As an aside here I must add that I am braving all sorts of abuse airing the fact that I wash bed sheets on a three week rotation. I am a member of a parenting forum and the most hotly debated ‘threads’, aside from who can park in mother and baby spaces, are how often to change bed sheets. Some people do it daily. My god have they not heard of the environment. At least when the world heats up so much that we all die they can do so in clean sheets. I am sure that comforts those polar bears struggling to find enough sea ice to survive. When I am lying in my own filth I feel comforted by my carbon footprint.

Anyhoo back to the rota. I have tried to split the tasks up equitably. For instance I only schedule one child’s room in any one week. There is a limit to how many ‘special shelves’ one can dust in a week. Apparently my limit is one room. Then I give myself any easy room a week- spare room, utility room, study. I end up with 5 rooms a week and some degree of laundry.

I am on Week 3 this week. When I wrote the rota it was clearly Week One. And so I had closed my eyes to Week Three. Week Three is a git. Week Three contains Eldest’s bedroom- he is the eldest (quite obviously, I do really, really spoon feed you here) and so he has the most stuff on his ‘special shelves’. In fact the tut has leaked from his ‘special shelves’ to his ‘special book shelf’, ‘special chest of drawers’, ‘special desk’ and quite often to his ‘special floor’.

For some reason I though it would be wise to link Eldest’s bedroom to the family bathroom. The family bathroom is used by all those of a male gender in our household. I leave you to draw your own conclusions about the general scussiness of that room. I do not enter except on Week Three or when I need to extricate a boy who is late for school because he is ‘on the toilet’. Usually what he is actually doing is playing Minecraft.

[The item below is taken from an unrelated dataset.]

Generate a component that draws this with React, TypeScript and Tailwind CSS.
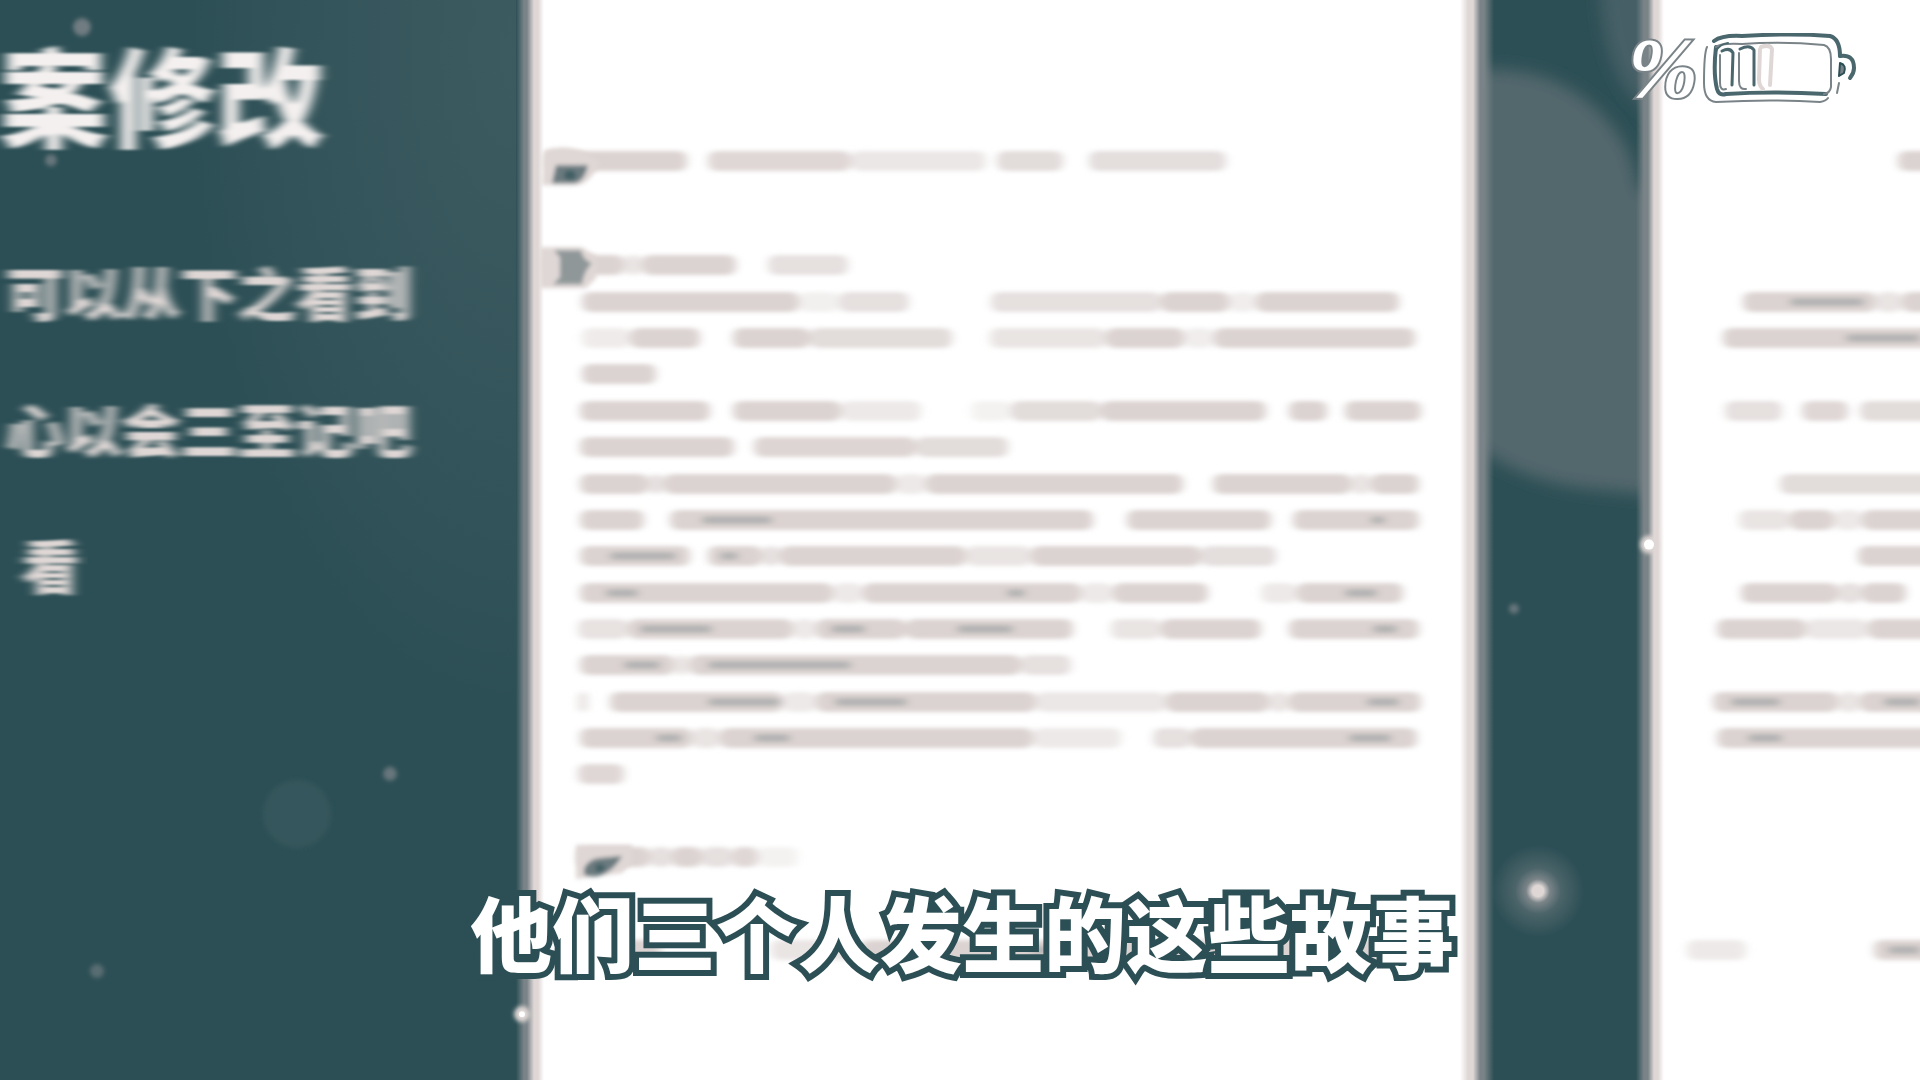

Also on the list is the kitchen diner. Oh My Actual Diety Of Choice what was I thinking. The kitchen diner is vast and commodious. It also contains the kitchen (again evidently) and is our main living area. That Nerf Gun bullet creep always ends up there. Along with everything else. In order to clean it I first have to spend an hour clearing it. And then it is full of shelves and dressers and musical instruments and nick nacks on pianos. And the dining table. Which rests above its cache of old food items camoflagued on the beigeish floor tiles. It is truly awful to clean.

Add in the lounge (not a big job but newly decorated and so requiring of care with the vacuum hose) and the study (books, books, books, Lord of the Rings lego) and Week Three is a bitch.

Week One on the other hand is a breeze. I am looking forward to embracing Week One next week.

For now, however, I still have the hoovering to do in Eldest’s room and it is Thursday and Week Three started last Saturday.

I am going in now.

Wish me luck.

Have you seen my…? — October 6, 2015

Have you seen my…?

image

We have a saying in our family. And it goes like this.

“Have you used your Lady Eyes?”

There are a lot of us in this house. Sometimes it feels like there are far too many of us. But the number of children I decided to have is maybe an issue for another day.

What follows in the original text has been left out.